El verdadero problema político del país no consiste en la ausencia de mayorías o de capacidad de decisión y gobierno sino en la ausencia de mecanismos institucionales que permitan gobernar sin excesos. Es decir, el país tiene que resolver dos problemas de manera simultánea: uno es el de poder tomar decisiones y el otro es que esas decisiones no dañen a la población. En un país con instituciones tan débiles como el nuestro, esta combinación de factores es muy difícil de lograr y quizá eso explique mejor que cualquier otra cosa el estancamiento que vivimos: mientras no exista una certeza razonable de que el gobernante está impedido de abusar, la población siempre va a preferir la parálisis porque la alternativa –el caos- es demasiado costosa como se pudo ver, de manera sistemática, en las crisis de los setenta a los noventa. El mexicano no quiere un líder iluminado; lo que quiere es un gobierno que funcione para su beneficio.

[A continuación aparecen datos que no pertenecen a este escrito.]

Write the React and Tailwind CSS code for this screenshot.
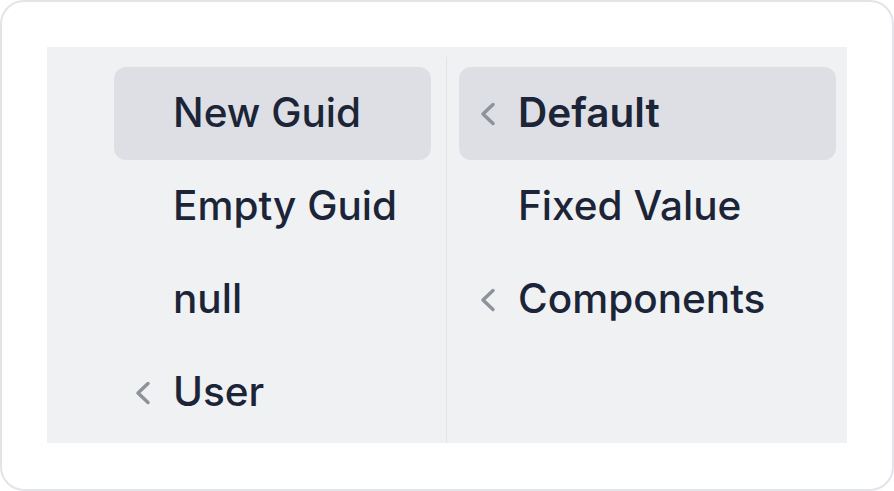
import React from "react";

function Chevron() {
  return (
    <svg width="16" height="26" viewBox="0 0 16 26" className="block">
      <polyline points="13,3.5 3,13 13,22.5" fill="none" stroke="#8e929a" strokeWidth="3.5" strokeLinecap="round" strokeLinejoin="round" />
    </svg>
  );
}

function Row({ label, active, chevron, bold }) {
  return (
    <div className={"h-[93px] flex items-center rounded-[12px] " + (active ? "bg-[#dedfe4]" : "")}>
      <div className="w-[59px] pl-[21px] flex items-center">{chevron ? <Chevron /> : null}</div>
      <span className={"text-[40.5px] leading-none text-[#1c2538] " + (bold ? "font-semibold" : "font-medium")}>{label}</span>
    </div>
  );
}

export default function App() {
  return (
    <div className="w-[894px] h-[491px] bg-white" style={{ fontFamily: "Inter, 'Noto Sans', sans-serif" }}>
      <div className="w-[894px] h-[491px] border-2 border-[#e2e4e8] rounded-[24px] bg-white p-[45px]">
        <div className="w-[800px] h-[396px] bg-[#f0f1f3] flex overflow-hidden">
          <div className="w-[399px] pt-[20px] pl-[67px] pr-[15px] flex flex-col">
            <Row label="New Guid" active />
            <Row label="Empty Guid" />
            <Row label="null" />
            <Row label="User" chevron />
          </div>
          <div className="w-px bg-[#e1e3e7] mt-[10px]" />
          <div className="flex-1 pt-[20px] pl-[12px] pr-[11px] flex flex-col">
            <Row label="Default" active chevron bold />
            <Row label="Fixed Value" />
            <Row label="Components" chevron />
          </div>
        </div>
      </div>
    </div>
  );
}
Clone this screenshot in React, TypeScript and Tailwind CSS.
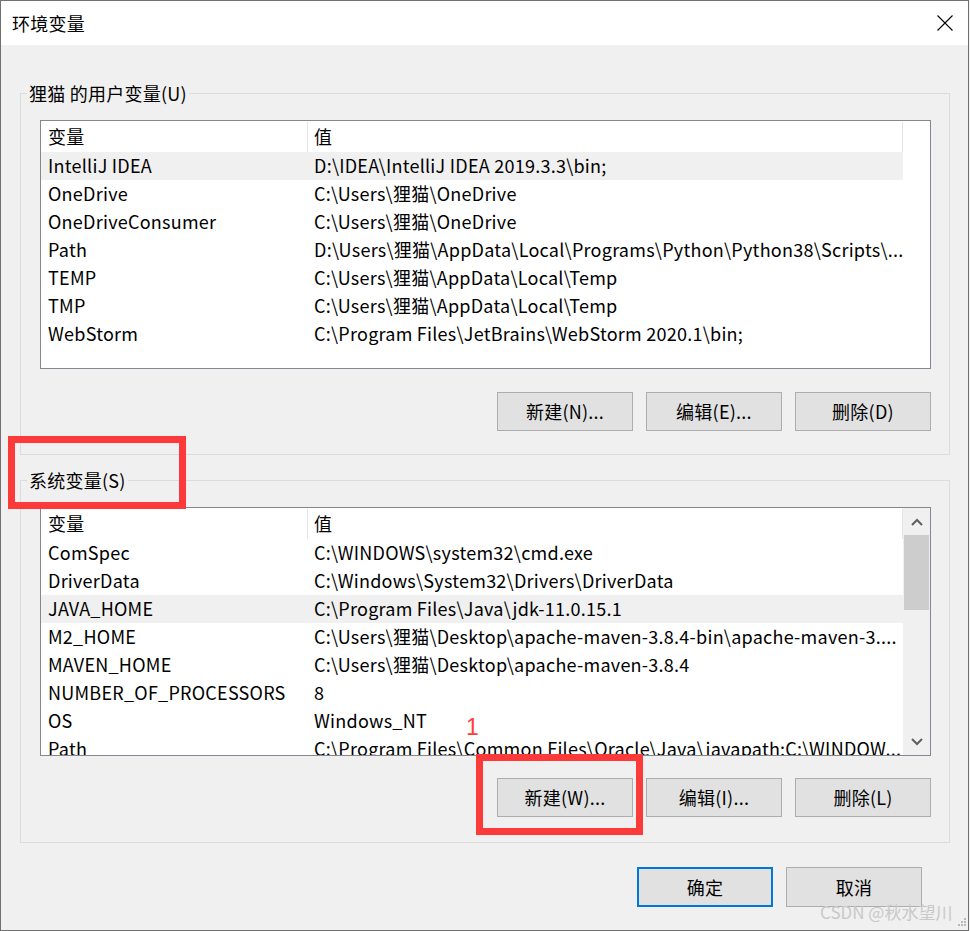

El filósofo Karl Popper planteó que el problema verdadero consiste en construir un sistema que permita controlar o deshacerse de los malos gobernantes sin violencia. En México parece que hemos logrado que no lleguen esos gobernantes, pero no hemos logrado que exista un gobierno que funcione. El problema real no es de mayorías o de parlamentarismo, sino de pesos y contrapesos que sirvan para evitar excesos, no para paralizar al país.